State v. German: Warrantless Blood Draws are Unconstitutional

In State v. German, the SC Supreme Court finally decided this year that warrantless blood draws are unconstitutional unless there is a warrant, consent, or exigent circumstances, a decade after the US Supreme Court reached the same conclusion in Missouri v. McNeely.

Missouri v. McNeely and State v. McCall – Warrantless Blood Draws are Unconstitutional (But not in South Carolina)

Ten years ago, in Missouri v. McNeely, the US Supreme Court held that police cannot order a blood draw unless they first get a search warrant based upon probable cause or unless exigent circumstances justify the warrantless search.

In 2020, the SC Supreme Court decided State v. McCall, where they agreed with the US Supreme Court that there must be exigent circumstances. They then explained how the facts of every felony DUI case (any serious traffic accident) in South Carolina would fit their definition of exigent circumstances.

The message was clear – police do not need to seek a warrant before ordering a blood draw in any felony DUI case, because the courts will find that exigent circumstances justified the warrantless blood draw.

Exigent Circumstances and Schmerber v. California

In State v. McCall, the SC Supreme Court relied upon the 1966 US Supreme Court case Schmerber v. California to find that, when there is a traffic accident, the danger of alcohol dissipating from a suspect’s bloodstream is an exigent circumstance that justifies a forcible blood draw without first seeking a warrant.

This may sound like a good argument – to anyone who did not read the US Supreme Court’s opinion in Missouri v. McNeely where they expressly rejected this reasoning and overruled Schmerber to the extent that it held a warrant was not necessary for a blood draw due to the danger of alcohol dissipating…

The US Supreme Court recognized that there have been technological advances in the half a century since Schmerber was decided, and officers can now obtain search warrants much more quickly because, in many jurisdictions (including many jurisdictions in South Carolina), there are magistrates available 24 hours a day and warrants can be obtained quickly by telephone and computer.

So, after State v.
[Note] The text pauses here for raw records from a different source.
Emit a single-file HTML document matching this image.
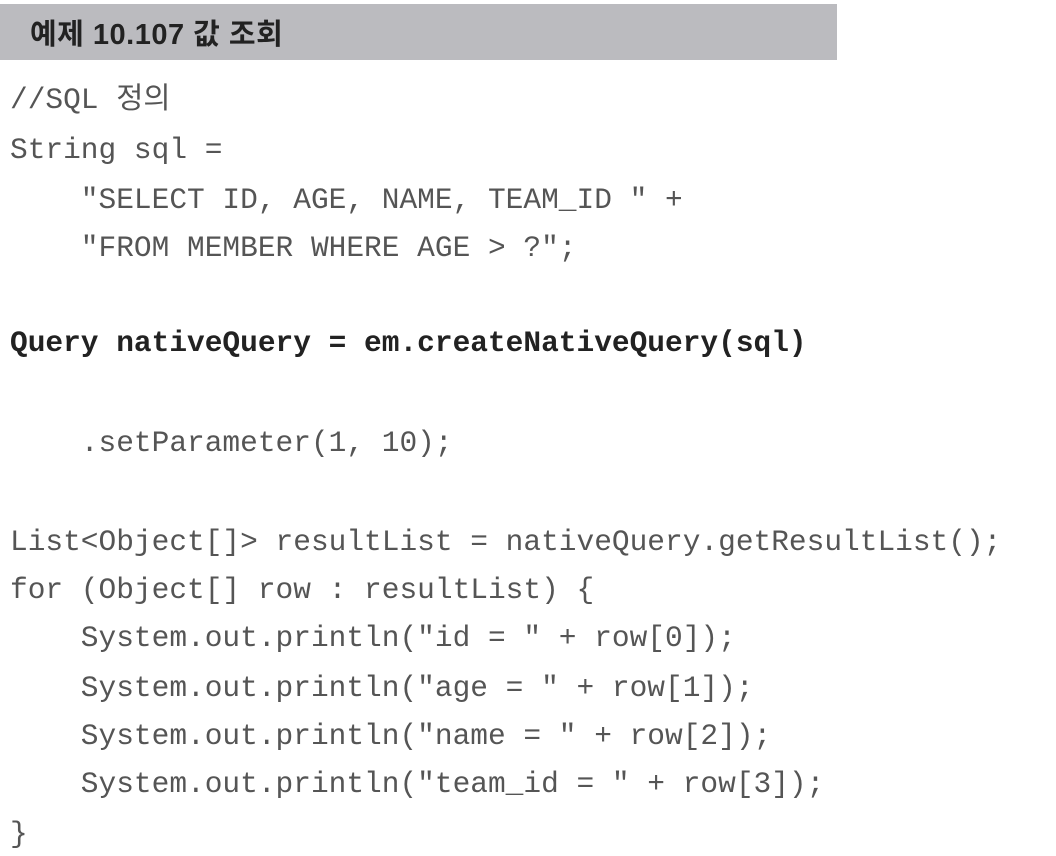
<!DOCTYPE html>
<html><head><meta charset="utf-8"><style>
html,body{margin:0;padding:0;background:#fff;width:1056px;height:856px;overflow:hidden;position:relative}
.bar{position:absolute;left:0;top:4px;width:837px;height:56px;background:#bbbbbf}
.ttl{position:absolute;left:30px;top:11px;font:bold 29px "Liberation Sans","Noto Sans CJK KR",sans-serif;color:#222;letter-spacing:0.5px}
.l{position:absolute;left:10px;font-family:"Liberation Mono","Noto Sans CJK KR",monospace;font-size:29.5px;color:#555;white-space:pre;line-height:34px}
.b{font-weight:bold;color:#222}
</style></head><body>
<div class="bar"></div><div class="ttl">예제 10.107 값 조회</div>
<div class="l" style="top:83px">//SQL 정의</div>
<div class="l" style="top:133px">String sql =</div>
<div class="l" style="top:183px">    "SELECT ID, AGE, NAME, TEAM_ID " +</div>
<div class="l" style="top:231px">    "FROM MEMBER WHERE AGE > ?";</div>
<div class="l b" style="top:326px">Query nativeQuery = em.createNativeQuery(sql)</div>
<div class="l" style="top:426px">    .setParameter(1, 10);</div>
<div class="l" style="top:525px">List&lt;Object[]&gt; resultList = nativeQuery.getResultList();</div>
<div class="l" style="top:573px">for (Object[] row : resultList) {</div>
<div class="l" style="top:621px">    System.out.println("id = " + row[0]);</div>
<div class="l" style="top:671px">    System.out.println("age = " + row[1]);</div>
<div class="l" style="top:719px">    System.out.println("name = " + row[2]);</div>
<div class="l" style="top:767px">    System.out.println("team_id = " + row[3]);</div>
<div class="l" style="top:817px">}</div>
</body></html>
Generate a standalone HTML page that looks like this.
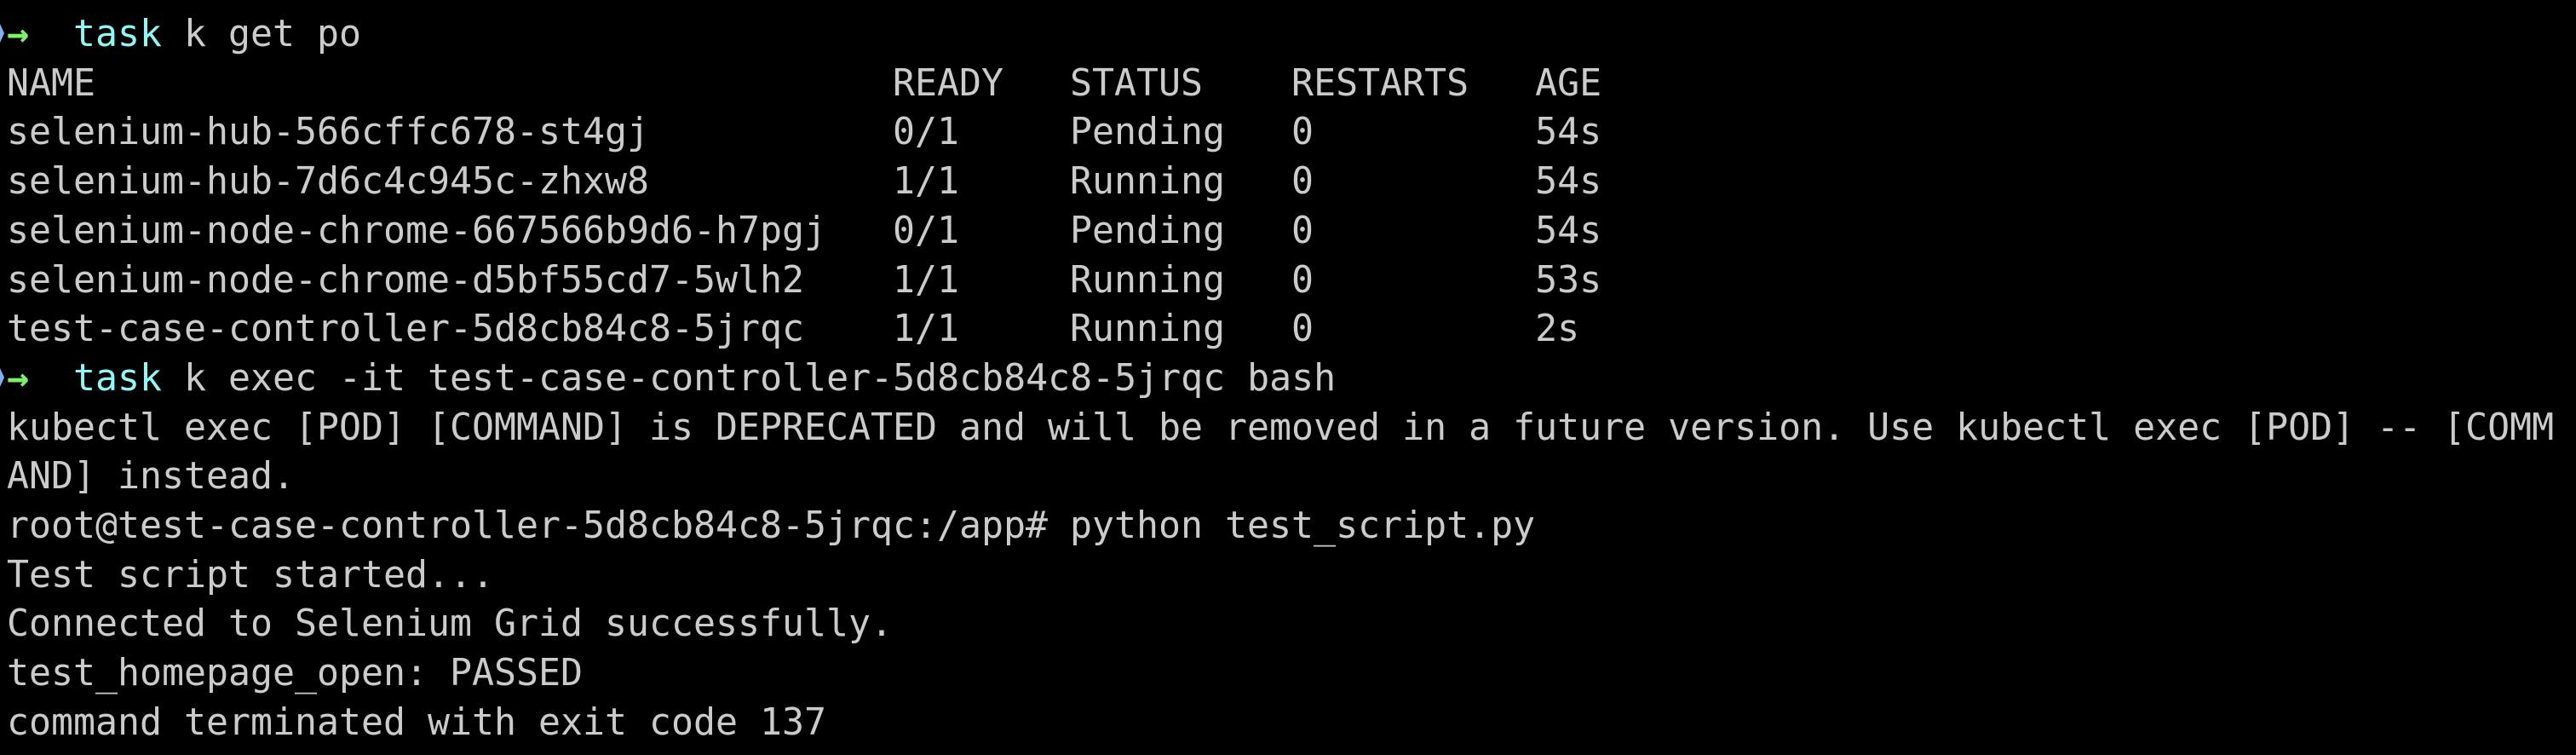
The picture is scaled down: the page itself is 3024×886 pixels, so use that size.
<!DOCTYPE html>
<html><head><meta charset="utf-8"><style>
html,body{margin:0;padding:0;background:#000;width:3024px;height:886px;overflow:hidden}
pre{margin:0;position:absolute;left:8px;top:12px;font-family:"DejaVu Sans Mono","Liberation Mono",monospace;font-size:43.2px;line-height:57.7px;color:#cbcbcb;white-space:pre}
.c{color:#8ff7f5}.g{color:#7ff06a;font-weight:bold}
.tri{position:absolute;left:0;top:28px;width:0;height:0;border-top:11px solid transparent;border-bottom:11px solid transparent;border-left:5px solid #7fb2f0}
.tri2{top:432px}
</style></head><body>
<div class="tri"></div><div class="tri tri2"></div>
<pre><span class="g">→</span>  <span class="c">task</span> k get po
NAME                                    READY   STATUS    RESTARTS   AGE
selenium-hub-566cffc678-st4gj           0/1     Pending   0          54s
selenium-hub-7d6c4c945c-zhxw8           1/1     Running   0          54s
selenium-node-chrome-667566b9d6-h7pgj   0/1     Pending   0          54s
selenium-node-chrome-d5bf55cd7-5wlh2    1/1     Running   0          53s
test-case-controller-5d8cb84c8-5jrqc    1/1     Running   0          2s
<span class="g">→</span>  <span class="c">task</span> k exec -it test-case-controller-5d8cb84c8-5jrqc bash
kubectl exec [POD] [COMMAND] is DEPRECATED and will be removed in a future version. Use kubectl exec [POD] -- [COMM
AND] instead.
root@test-case-controller-5d8cb84c8-5jrqc:/app# python test_script.py
Test script started...
Connected to Selenium Grid successfully.
test_homepage_open: PASSED
command terminated with exit code 137</pre>
</body></html>
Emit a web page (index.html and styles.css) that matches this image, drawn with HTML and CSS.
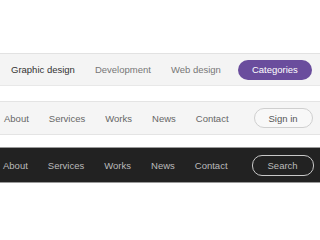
FILE: index.html
```html
<!DOCTYPE html>
<html lang="en">
<head>
    <meta charset="UTF-8">
    <title>Nav bars</title>
    <link rel="stylesheet" href="styles.css">
</head>
<body>
    <div class="bar bar_tabs">
        <a class="item active">Graphic design</a>
        <a class="item">Development</a>
        <a class="item">Web design</a>
        <a class="pill pill_purple">Categories</a>
    </div>
    <div class="bar bar_light">
        <a class="item">About</a>
        <a class="item">Services</a>
        <a class="item">Works</a>
        <a class="item">News</a>
        <a class="item">Contact</a>
        <a class="pill pill_light">Sign in</a>
    </div>
    <div class="bar bar_dark">
        <a class="item">About</a>
        <a class="item">Services</a>
        <a class="item">Works</a>
        <a class="item">News</a>
        <a class="item">Contact</a>
        <a class="pill pill_dark">Search</a>
    </div>
</body>
</html>
```

FILE: styles.css
```css
body {
    margin: 0;
    padding-top: 53px;
    background: #fff;
    font-family: "Liberation Sans", Arial, sans-serif;
    font-size: 9.5px;
}
.bar {
    box-sizing: border-box;
    display: flex;
    align-items: center;
    width: 320px;
}
.item {
    padding: 0 10px;
    white-space: nowrap;
}
.pill {
    box-sizing: border-box;
    display: flex;
    align-items: center;
    height: 20px;
    padding: 0 14px;
    border-radius: 10px;
    white-space: nowrap;
}
.bar_tabs {
    height: 33px;
    padding-left: 1px;
    background: #f4f4f4;
    border-top: 1px solid #e2e2e2;
    border-bottom: 1px solid #e8e8e8;
    color: #777;
}
.bar_tabs .active {
    color: #333;
}
.pill_purple {
    margin-left: 7px;
    background: #6a4d9d;
    color: #fff;
}
.bar_light {
    height: 34px;
    margin-top: 15px;
    padding-left: 0;
    margin-left: -6px;
    width: 326px;
    background: #f5f5f5;
    border-top: 1px solid #e4e4e4;
    border-bottom: 1px solid #e4e4e4;
    color: #666;
}
.pill_light {
    margin-left: 15px;
    border: 1px solid #cfcfcf;
    background: #f8f8f8;
    color: #555;
}
.bar_dark {
    height: 36px;
    margin-top: 12px;
    margin-left: -7px;
    width: 327px;
    background: #222;
    border-top: 1px solid #9a9a9a;
    border-bottom: 1px solid #9a9a9a;
    color: #bbb;
}
.pill_dark {
    height: 21px;
    margin-left: 14px;
    padding: 0 15px;
    border: 1px solid #c8c8c8;
    color: #bbb;
}
```
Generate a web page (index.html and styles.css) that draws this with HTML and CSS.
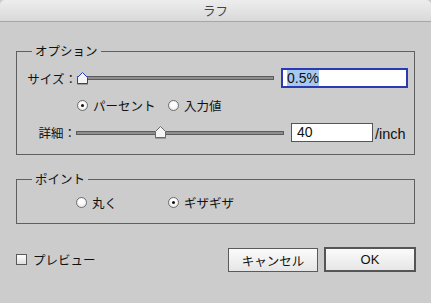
FILE: index.html
```html
<!DOCTYPE html>
<html lang="ja">
<head>
<meta charset="utf-8">
<title>ラフ</title>
<link rel="stylesheet" href="styles.css">
</head>
<body>
<div class="window">
  <div class="titlebar">ラフ</div>
  <div class="content">
    <fieldset class="group options">
      <legend>オプション</legend>
      <div class="row size-row">
        <span class="label">サイズ：</span>
        <div class="slider size-slider">
          <div class="track"></div>
          <svg class="thumb" style="left:0px" width="11" height="13" viewBox="0 0 11 13">
            <rect x="0" y="11" width="11" height="2" fill="#9a9a9a"/>
            <polygon points="0.5,5.5 5.5,0.5 10.5,5.5 10.5,11.5 0.5,11.5" fill="#f4f4f4" stroke="#2a3bb8" stroke-width="1"/>
          </svg>
        </div>
        <div class="field wide focused"><span class="sel">0.5%</span></div>
      </div>
      <div class="row radio-row">
        <label class="opt first"><span class="radio on"></span>パーセント</label>
        <label class="opt"><span class="radio"></span>入力値</label>
      </div>
      <div class="row detail-row">
        <span class="label">詳細：</span>
        <div class="slider detail-slider">
          <div class="track"></div>
          <svg class="thumb" style="left:79px" width="11" height="13" viewBox="0 0 11 13">
            <rect x="0" y="11" width="11" height="2" fill="#9a9a9a"/>
            <polygon points="0.5,5.5 5.5,0.5 10.5,5.5 10.5,11.5 0.5,11.5" fill="#f4f4f4" stroke="#6a6a6a" stroke-width="1"/>
          </svg>
        </div>
        <div class="field narrow">40</div>
        <span class="unit">/inch</span>
      </div>
    </fieldset>

    <fieldset class="group points">
      <legend>ポイント</legend>
      <div class="row radio-row points-row">
        <label class="opt first"><span class="radio"></span>丸く</label>
        <label class="opt"><span class="radio on"></span>ギザギザ</label>
      </div>
    </fieldset>

    <div class="footer">
      <label class="check"><span class="box"></span>プレビュー</label>
      <div class="buttons">
        <button class="btn cancel">キャンセル</button>
        <button class="btn ok">OK</button>
      </div>
    </div>
  </div>
</div>
</body>
</html>
```

FILE: styles.css
```css
* { box-sizing: border-box; }

html, body {
  margin: 0;
  padding: 0;
  background: #cccccc;
}

body {
  width: 431px;
  height: 303px;
  overflow: hidden;
  font-family: "Noto Sans CJK JP", "Noto Sans", sans-serif;
  font-size: 12.5px;
  color: #111;
}

.window {
  width: 431px;
  height: 303px;
  background: #cccccc;
  border-radius: 5px 5px 0 0;
  overflow: hidden;
}

.titlebar {
  height: 22px;
  line-height: 21px;
  text-align: center;
  font-size: 12.5px;
  color: #454545;
  background: linear-gradient(#ededed, #d9d9d9);
  border-bottom: 1px solid #a6a6a6;
}

.content {
  padding: 0 15px 0 16px;
}

.group {
  margin: 0;
  width: 399px;
  border: 1px solid #5f5f5f;
  padding: 0 0 0 9px;
  min-width: 0;
}

.group legend {
  margin-left: 6px;
  padding: 0 3px;
  line-height: 16px;
  height: 16px;
  font-size: 12.5px;
}

.options {
  margin-top: 21px;
  padding-top: 9px;
  padding-bottom: 12px;
}

.points {
  margin-top: 16px;
  padding-top: 7px;
  padding-bottom: 13px;
}

.row {
  display: flex;
  align-items: center;
}

.size-row, .detail-row {
  height: 20px;
}

.label {
  width: 50px;
  text-align: right;
  white-space: nowrap;
}

.size-row .label { width: 51px; }

.slider {
  position: relative;
  height: 20px;
}

.size-slider { width: 197px; }
.detail-slider { width: 208px; }

.track {
  position: absolute;
  left: 0;
  right: 0;
  top: 8px;
  height: 4px;
  background: #8e8e8e;
  border: 1px solid #5c5c5c;
}

.detail-row .track { top: 9px; }

.thumb {
  position: absolute;
  top: 4px;
  display: block;
}

.field {
  height: 20px;
  background: #fff;
  border: 1px solid #555;
  font-family: "Liberation Sans", Arial, sans-serif;
  font-size: 14px;
  line-height: 18px;
  padding-left: 4px;
  color: #111;
}

.field.wide {
  width: 127px;
  margin-left: 7px;
}

.field.focused {
  border: 2px solid #2a3ab3;
  line-height: 16px;
  padding-left: 4px;
}

.sel {
  background: #a7c8ef;
  display: inline-block;
  line-height: 16px;
}

.field.narrow {
  width: 82px;
  height: 19px;
  line-height: 17px;
  margin-left: 7px;
  padding-left: 5px;
}

.unit {
  margin-left: 2px;
  font-family: "Liberation Sans", Arial, sans-serif;
  font-size: 14.5px;
  padding-top: 3px;
}

.radio-row {
  height: 16px;
  margin-top: 9px;
  padding-left: 51px;
}

.detail-row { margin-top: 9px; }

.points .radio-row {
  margin-top: 0;
  padding-left: 50px;
}

.opt {
  display: flex;
  align-items: center;
  white-space: nowrap;
}

.opt.first { width: 91px; }
.points .opt.first { width: 92px; }

.radio {
  width: 11px;
  height: 11px;
  border-radius: 50%;
  border: 1px solid #6e6e6e;
  background: radial-gradient(circle at 50% 40%, #ffffff 30%, #dcdcdc 100%);
  margin-right: 5px;
  position: relative;
  flex: none;
}

.radio.on::after {
  content: "";
  position: absolute;
  left: 3px;
  top: 3px;
  width: 3px;
  height: 3px;
  border-radius: 50%;
  background: #111;
}

.footer {
  margin-top: 23px;
  width: 400px;
  height: 25px;
  display: flex;
  align-items: center;
  justify-content: space-between;
}

.check {
  display: flex;
  align-items: center;
  white-space: nowrap;
}

.box {
  width: 11px;
  height: 11px;
  border: 1px solid #5a5a5a;
  background: linear-gradient(#ffffff, #dedede);
  margin-right: 6px;
  flex: none;
}

.buttons {
  display: flex;
  gap: 6px;
}

.btn {
  height: 24px;
  margin: 0;
  padding: 0;
  font-family: "Noto Sans CJK JP", "Noto Sans", sans-serif;
  font-size: 12.5px;
  color: #111;
  background: linear-gradient(#fbfbfb, #e6e6e6);
  border: 1px solid #5a5a5a;
  border-radius: 0;
}

.btn.cancel { width: 90px; margin-top: 1px; }

.btn.ok {
  width: 92px;
  height: 25px;
  border: 2px solid #555;
  font-family: "Liberation Sans", Arial, sans-serif;
  font-size: 13px;
}
```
McCall was decided, South Carolina police were free to ignore the US Supreme Court’s decision in McNeely and order a blood draw without first seeking a search warrant any time there was suspicion of felony DUI.

State v. German – Warrantless Blood Draws and South Carolina’s Right to Privacy

In State v. German, decided by the SC Supreme Court this year, the Court acknowledged that maybe a forced blood draw isn’t okay in every case after all, and held that SC Code § 56-5-2946 (South Carolina’s implied consent law as applied to felony DUIs) is unconstitutional under both the Fourth Amendment and Article I, Section 10 of the SC Constitution’s right to privacy.